Hexter v. Pratt

Decision Date21 November 1928
Docket Number(No. 901-4654.)
Citation10 S.W.2d 692
PartiesHEXTER et al. v. PRATT et al.
CourtTexas Supreme Court

Hexter, Rice & Hexter and Etheridge, McCormick & Bromberg, of Dallas, for plaintiffs in error.

J. J. Eckford and C. C. Westerfield, both of Dallas, and W. F. Robertson and Charles L. Black, both of Austin, for defendants in error.

SPEER, J.

This suit involves the right of plaintiffs in error to foreclose a deed of trust executed by defendant in error Mrs. Tennie L. Pratt upon the land in controversy, in which suit defendant in error Clarence E. Pratt pleaded that he was the equitable owner of the property; that Mrs. Tennie L. Pratt, his mother, had purchased the same with funds belonging to him; and that the plaintiffs in the case had acquired their mortgage lien with notice of his claim. The notice was alleged to be both constructive (through a certain lis pendens) and actual. The issue of innocent holder was duly pleaded by the plaintiffs. The trial court to which the cause was submitted found that the plaintiff Hexter had actual notice of the claim of title of defendant Clarence E. Pratt to the property before and at the time the note and deed of trust were executed. The court refused the foreclosure sought and rendered judgment for the property in favor of C. E. Pratt against Mrs. Tennie L. Pratt. The plaintiffs appealed, and the Court of Civil Appeals affirmed the judgment of the trial court. 283 S. W. 653.
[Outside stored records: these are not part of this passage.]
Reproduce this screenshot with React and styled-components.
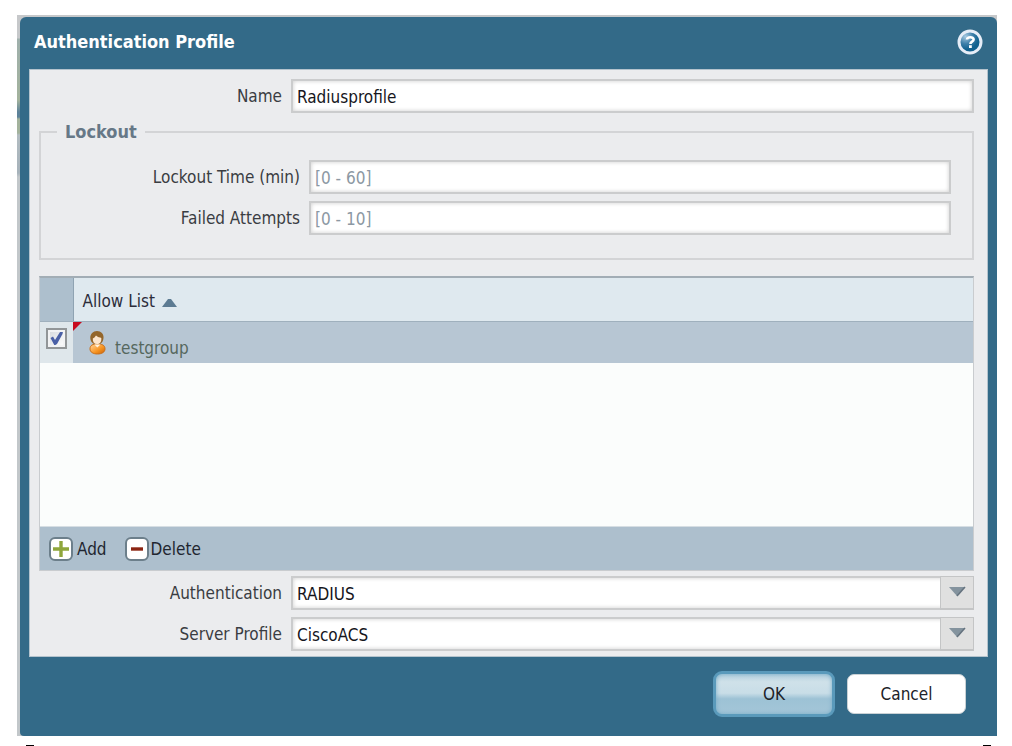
import { useState } from "react";
import styled, { createGlobalStyle } from "styled-components";

const GlobalStyle = createGlobalStyle`
  * {
    box-sizing: border-box;
  }

  body {
    margin: 0;
    background: #ffffff;
    color: #3a3d42;
    font-family: "DejaVu Sans Condensed", "Noto Sans", sans-serif;
    font-size: 17px;
    line-height: 20px;
  }

  input, select, button {
    font: inherit;
  }
`;

const Page = styled.main`
  padding: 15px 15px 0 17px;
`;

const Dialog = styled.section`
  padding: 2px 0 0 3px;
  background: linear-gradient(
    #c6c8ca 23px,
    #9fb0ac 24px,
    #a3b29c 85px,
    #5d8299 97px,
    #5d8299 102px,
    #a3b29c 104px,
    #a3b29c 118px,
    #b2bcc1 120px,
    #a6b2ba 158px,
    #c2c7ca 162px
  );
`;

const DialogInner = styled.div`
  padding: 0 9px;
  background: #336a88;
  border-radius: 6px 6px 0 4px;
`;

const TitleBar = styled.header`
  display: flex;
  align-items: center;
  justify-content: space-between;
  height: 52px;
  padding: 0 5px 2px;
`;

const Title = styled.h1`
  margin: 0;
  color: #ffffff;
  font-size: 18px;
  font-weight: bold;
`;

const HelpButton = styled.button`
  display: flex;
  padding: 0;
  border: 0;
  background: none;
  cursor: pointer;
`;

const Body = styled.div`
  padding: 9px 13px 5px 9px;
  background: #ebecee;
  border: 1px solid #b4c3cd;
`;

const FormRow = styled.div`
  display: flex;
  gap: 9px;
  height: 34px;
  margin-bottom: ${(props) => (props.$last ? 0 : 7)}px;
`;

const Label = styled.label`
  width: 243px;
  flex: none;
  padding-top: 7px;
  text-align: right;
`;

const TextInput = styled.input`
  flex: 1;
  min-width: 0;
  padding: 2px 4px 0;
  border: 2px solid #cbcccd;
  border-radius: 0;
  outline: none;
  background: #ffffff;
  box-shadow: inset 0 0 4px #cccccc;
  color: #16161c;

  &::placeholder {
    color: #8c98a3;
    opacity: 1;
  }
`;

const LockoutGroup = styled.fieldset`
  min-width: 0;
  margin: 9px 0 16px;
  padding: 18px 21px 23px 16px;
  border: 2px solid #d3d4d6;
`;

const Legend = styled.legend`
  padding: 0 8px;
  color: #667887;
  font-size: 18px;
  font-weight: bold;
`;

const Grid = styled.div`
  margin-bottom: 5px;
  border: 1px solid #c9cccf;
  border-top: 2px solid #a2adb5;
  background: #fbfdfc;
`;

const GridBody = styled.div`
  min-height: 248px;
`;

const AllowTable = styled.table`
  width: 100%;
  border-collapse: collapse;
  table-layout: fixed;
`;

const CheckHead = styled.th`
  width: 33px;
  padding: 0;
  background: #adbfcd;
  border-right: 1px solid #8fa3b2;
  border-bottom: 1px solid #9fb0bd;
`;

const ListHead = styled.th`
  height: 43px;
  padding: 3px 9px 0;
  background: #dfe9ef;
  border-bottom: 1px solid #9fb0bd;
  font-weight: normal;
  text-align: left;
`;

const SortButton = styled.button`
  display: flex;
  align-items: center;
  gap: 7px;
  padding: 0;
  border: 0;
  background: none;
  color: #2c2d3a;

  svg {
    margin-top: 4px;
  }
`;

const CheckCell = styled.td`
  padding: 6px 6px 0;
  background: #dfe7eb;
  vertical-align: top;
`;

const ListCell = styled.td`
  position: relative;
  height: 42px;
  padding: 0 16px;
  background: #b7c6d3;
  color: #56685e;
`;

const Dirty = styled.span`
  position: absolute;
  top: 0;
  left: 0;
  border-top: 9px solid #c80a1e;
  border-right: 9px solid transparent;
`;

const Member = styled.div`
  display: flex;
  align-items: center;
  gap: 9px;

  span {
    padding-top: 12px;
  }
`;

const CheckBox = styled.input`
  display: block;
  width: 21px;
  height: 21px;
  margin: 0;
  appearance: none;
  border: 2px solid #929698;
  background: linear-gradient(135deg, #d4d8dc, #ffffff);
  box-shadow: inset 0 0 0 2px #f2f3f4;

  &:checked {
    background-image: url("data:image/svg+xml,%3Csvg xmlns='http://www.w3.org/2000/svg' viewBox='0 0 17 17'%3E%3Cpath d='M2.5 8 L5 6.5 L7 10 L12 2 L15 1.5 L14.5 4 L9 14 L6.5 15.5 Z' fill='%234a60a6'/%3E%3C/svg%3E"),
      linear-gradient(135deg, #d4d8dc, #ffffff);
  }
`;

const Toolbar = styled.div`
  display: flex;
  gap: 18px;
  height: 44px;
  padding: 0 9px;
  background: #adbfcd;
  border-top: 1px solid #d6dee3;
`;

const ToolButton = styled.button`
  display: flex;
  align-items: center;
  gap: ${(props) => props.$gap}px;
  padding: 0;
  border: 0;
  background: none;
  color: #222630;
`;

const SelectWrap = styled.div`
  position: relative;
  flex: 1;
  min-width: 0;
`;

const Select = styled.select`
  width: 100%;
  height: 34px;
  padding: 2px 40px 0 4px;
  appearance: none;
  border: 2px solid #cbcccd;
  border-radius: 0;
  outline: none;
  background: #ffffff;
  box-shadow: inset 0 0 4px #cccccc;
  color: #16161c;
`;

const Trigger = styled.span`
  position: absolute;
  top: 0;
  right: 0;
  display: flex;
  justify-content: center;
  width: 34px;
  height: 34px;
  padding-top: 9px;
  border: 1px solid #c4c5c6;
  border-bottom-width: 2px;
  background: #e0e0e0;
  pointer-events: none;
`;

const Footer = styled.footer`
  display: flex;
  align-items: center;
  justify-content: flex-end;
  gap: 12px;
  height: 79px;
  padding: 0 22px 5px;
`;

const OkButton = styled.button`
  width: 122px;
  height: 46px;
  border: 3px solid #5a9abb;
  border-radius: 9px;
  background: linear-gradient(#b4d0de, #cfe1e9 20%, #c8dde7 48%, #9dc2d5 62%, #a4c6d8);
  box-shadow: inset 0 0 4px #75aac5;
  color: #202228;
`;

const CancelButton = styled.button`
  width: 119px;
  height: 40px;
  border: 1px solid #c9d1d5;
  border-radius: 7px;
  background: #ffffff;
  color: #202228;
`;

const PageMarks = styled.div`
  display: flex;
  justify-content: space-between;
  padding: 9px 6px 0 9px;
`;

const Mark = styled.span`
  width: 8px;
  height: 1px;
  background: #000000;
`;

const HelpIcon = () => (
  <svg width="26" height="26" viewBox="0 0 26 26" aria-hidden="true">
    <defs>
      <radialGradient id="helpFill" cx="0.3" cy="0.25" r="0.6">
        <stop offset="0" stopColor="#a9cbe2" />
        <stop offset="0.55" stopColor="#3f80aa" />
        <stop offset="1" stopColor="#11618f" />
      </radialGradient>
    </defs>
    <circle cx="13" cy="13" r="11" fill="url(#helpFill)" stroke="#e6edf7" strokeWidth="3" />
    <path
      d="M10 10.5 C10.2 7.4 16.8 7.4 16.6 10.6 C16.5 12.8 13.4 12.6 13.4 15"
      fill="none"
      stroke="#ffffff"
      strokeWidth="2.6"
    />
    <rect x="12" y="16.2" width="2.8" height="2.8" fill="#ffffff" />
  </svg>
);

const UserIcon = () => (
  <svg width="17" height="25" viewBox="0 0 17 25" aria-hidden="true">
    <defs>
      <linearGradient id="userShirt" x1="0" y1="0" x2="1" y2="1">
        <stop offset="0.2" stopColor="#ffc073" />
        <stop offset="0.6" stopColor="#f6921e" />
        <stop offset="1" stopColor="#c4600b" />
      </linearGradient>
    </defs>
    <path
      d="M1 19 C1 15 4 14 8 14 C13 14 16 15 16 19 C16 22 13 24 8.5 24 C4 24 1 22 1 19 Z"
      fill="url(#userShirt)"
      stroke="#c9701b"
      strokeWidth="1"
    />
    <path d="M5.5 14.5 L8.3 17.5 L11.5 14.5 Z" fill="#fff3df" />
    <path d="M8 1 C12 1 15 4 14.5 8 C14.3 11 13 13 11 14 H5 C3 13 1.3 11 1.3 8 C1.3 4 4 1 8 1 Z" fill="#94662a" />
    <path d="M3.8 8.5 C5 8 6 7 7 5.5 C8.5 7 11 7.5 12.3 8 C12.6 12 11 14 8 14 C5 14 3.6 12 3.8 8.5 Z" fill="#fde6cd" />
  </svg>
);

const ToolIcon = ({ plus }) => (
  <svg width="24" height="24" viewBox="0 0 24 24" aria-hidden="true">
    <rect x="1" y="1" width="22" height="22" rx="5" fill="#ffffff" stroke="#6c7f8b" strokeWidth="2" />
    {plus ? (
      <path d="M4 12 H20 M12 4 V20" stroke="#8fa63c" strokeWidth="3.4" />
    ) : (
      <path d="M6 12 H18" stroke="#8b2412" strokeWidth="3.4" />
    )}
  </svg>
);

const SelectField = ({ id, label, options, last }) => (
  <FormRow $last={last}>
    <Label htmlFor={id}>{label}</Label>
    <SelectWrap>
      <Select id={id} defaultValue={options[0]}>
        {options.map((option) => (
          <option key={option}>{option}</option>
        ))}
      </Select>
      <Trigger>
        <svg width="18" height="11" viewBox="0 0 18 11" aria-hidden="true">
          <path d="M1 1 H17 L9 10 Z" fill="#84939e" />
          <path d="M17 1 L9 10" stroke="#64727e" strokeWidth="1.5" />
        </svg>
      </Trigger>
    </SelectWrap>
  </FormRow>
);

const App = () => {
  const [name, setName] = useState("Radiusprofile");

  return (
    <Page>
      <GlobalStyle />
      <Dialog>
        <DialogInner>
          <TitleBar>
            <Title>Authentication Profile</Title>
            <HelpButton aria-label="Help">
              <HelpIcon />
            </HelpButton>
          </TitleBar>
          <Body>
            <FormRow $last>
              <Label htmlFor="name">Name</Label>
              <TextInput id="name" value={name} onChange={(e) => setName(e.target.value)} />
            </FormRow>
            <LockoutGroup>
              <Legend>Lockout</Legend>
              <FormRow>
                <Label htmlFor="lockout-time">Lockout Time (min)</Label>
                <TextInput id="lockout-time" placeholder="[0 - 60]" />
              </FormRow>
              <FormRow $last>
                <Label htmlFor="failed-attempts">Failed Attempts</Label>
                <TextInput id="failed-attempts" placeholder="[0 - 10]" />
              </FormRow>
            </LockoutGroup>
            <Grid>
              <GridBody>
                <AllowTable>
                  <thead>
                    <tr>
                      <CheckHead />
                      <ListHead>
                        <SortButton>
                          Allow List
                          <svg width="15" height="9" viewBox="0 0 15 9" aria-hidden="true">
                            <path d="M0 9 L6 1 H9 L15 9 Z" fill="#5c7b92" />
                          </svg>
                        </SortButton>
                      </ListHead>
                    </tr>
                  </thead>
                  <tbody>
                    <tr>
                      <CheckCell>
                        <CheckBox type="checkbox" defaultChecked aria-label="testgroup" />
                      </CheckCell>
                      <ListCell>
                        <Dirty />
                        <Member>
                          <UserIcon />
                          <span>testgroup</span>
                        </Member>
                      </ListCell>
                    </tr>
                  </tbody>
                </AllowTable>
              </GridBody>
              <Toolbar>
                <ToolButton $gap={4}>
                  <ToolIcon plus />
                  Add
                </ToolButton>
                <ToolButton $gap={2}>
                  <ToolIcon />
                  Delete
                </ToolButton>
              </Toolbar>
            </Grid>
            <SelectField id="authentication" label="Authentication" options={["RADIUS"]} />
            <SelectField id="server-profile" label="Server Profile" options={["CiscoACS"]} last />
          </Body>
          <Footer>
            <OkButton>OK</OkButton>
            <CancelButton>Cancel</CancelButton>
          </Footer>
        </DialogInner>
      </Dialog>
      <PageMarks>
        <Mark />
        <Mark />
      </PageMarks>
    </Page>
  );
};

export default App;
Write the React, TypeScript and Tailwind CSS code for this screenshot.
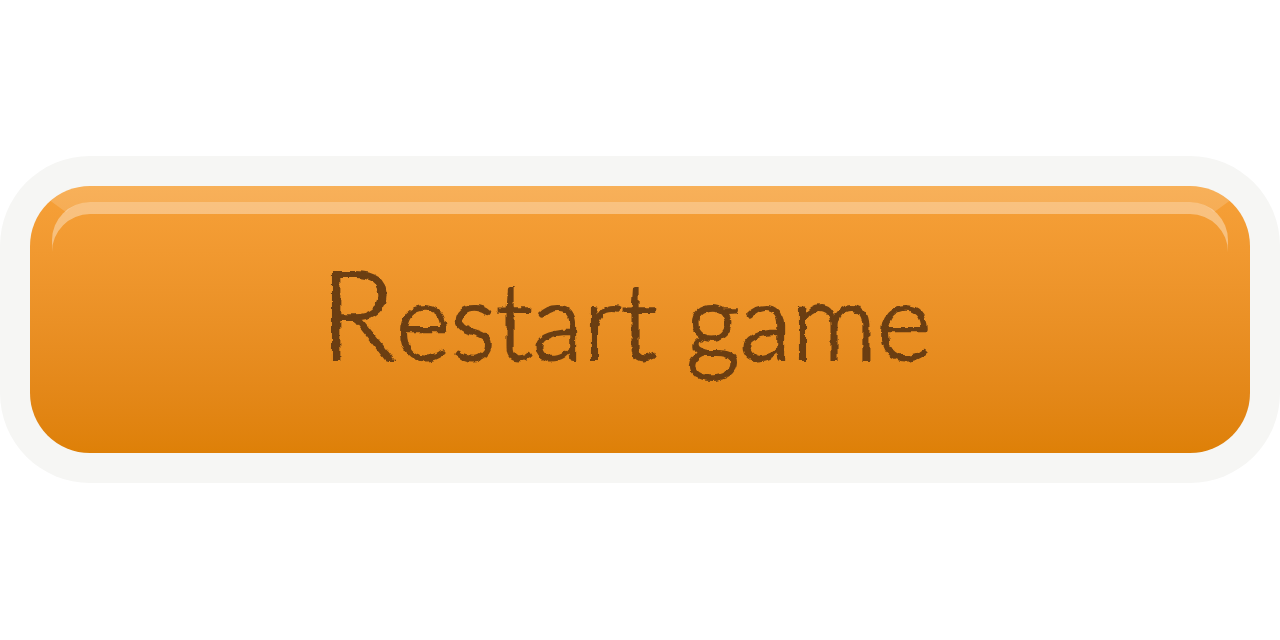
type GameButtonProps = {
  label: string;
  onClick?: () => void;
};

const RoughEdges = () => (
  <svg width="0" height="0" className="absolute" aria-hidden="true">
    <filter id="rough" x="-2%" y="-5%" width="104%" height="110%" colorInterpolationFilters="sRGB">
      <feTurbulence type="fractalNoise" baseFrequency="0.14" numOctaves="2" seed="4" result="noise" />
      <feDisplacementMap in="SourceGraphic" in2="noise" scale="5" xChannelSelector="R" yChannelSelector="G" />
    </filter>
  </svg>
);

const GameButton = ({ label, onClick }: GameButtonProps) => {
  return (
    <div className="w-full rounded-[90px] bg-[#f6f6f4] p-[30px]">
      {/* the top border is the outer shine, the inset shadow is the bright one */}
      <button
        type="button"
        onClick={onClick}
        className="block w-full cursor-pointer rounded-[60px] border-x-[22px] border-t-[16px] border-x-transparent border-t-white/16 bg-linear-to-b from-[#f7a139] to-[#de8007] bg-origin-border"
      >
        <span className="block rounded-t-[38px] pt-[57px] pr-7 pb-[74px] shadow-[inset_0_12px_0_rgba(255,255,255,0.37)]">
          <span className="block font-[Papyrus,Lato,sans-serif] text-[106px] leading-[120px] font-light text-[#6b3e12] [-webkit-text-stroke:2px_#6b3e12] [filter:url(#rough)] first-letter:text-[124px] first-letter:leading-[100px]">
            {label}
          </span>
        </span>
      </button>
    </div>
  );
};

export default function App() {
  return (
    <main className="flex min-h-screen items-center bg-white pb-px">
      <RoughEdges />
      <GameButton label="Restart game" />
    </main>
  );
}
Writ of error was granted, and the cause was referred to Section A of the Commission of Appeals, who recommended that the judgment of the Court of Civil Appeals be reversed and that of the district court reformed so as to award a foreclosure, and as thus reformed that it should be affirmed. This recommendation was adopted, and judgment was accordingly entered. 290 S. W. 734. Upon motion for rehearing the Supreme Court withdrew the case from the Commission for a further consideration.

In our opinion it is unnecessary to discuss any question other than that of actual notice to plaintiffs in error, the ground upon which the trial court refused the foreclosure. The question of actual notice arose in this way: The property in controversy by proper deeds of conveyance stood in the name of Mrs. Tennie L. Pratt. She sought a loan from plaintiffs in error, and in the negotiation of the loan she placed in their hands an abstract of title containing a copy of a lis pendens filed in certain cases afterward consolidated, wherein defendant in error Clarence E. Pratt claimed the property in controversy as against his mother and sought judgment for its title and possession. The abstract further contained an order dismissing the consolidated cause for want of prosecution. The order of dismissal referred to was of date July 28, 1919, and the note and mortgage executed by Mrs. Pratt were dated November 19, 1919.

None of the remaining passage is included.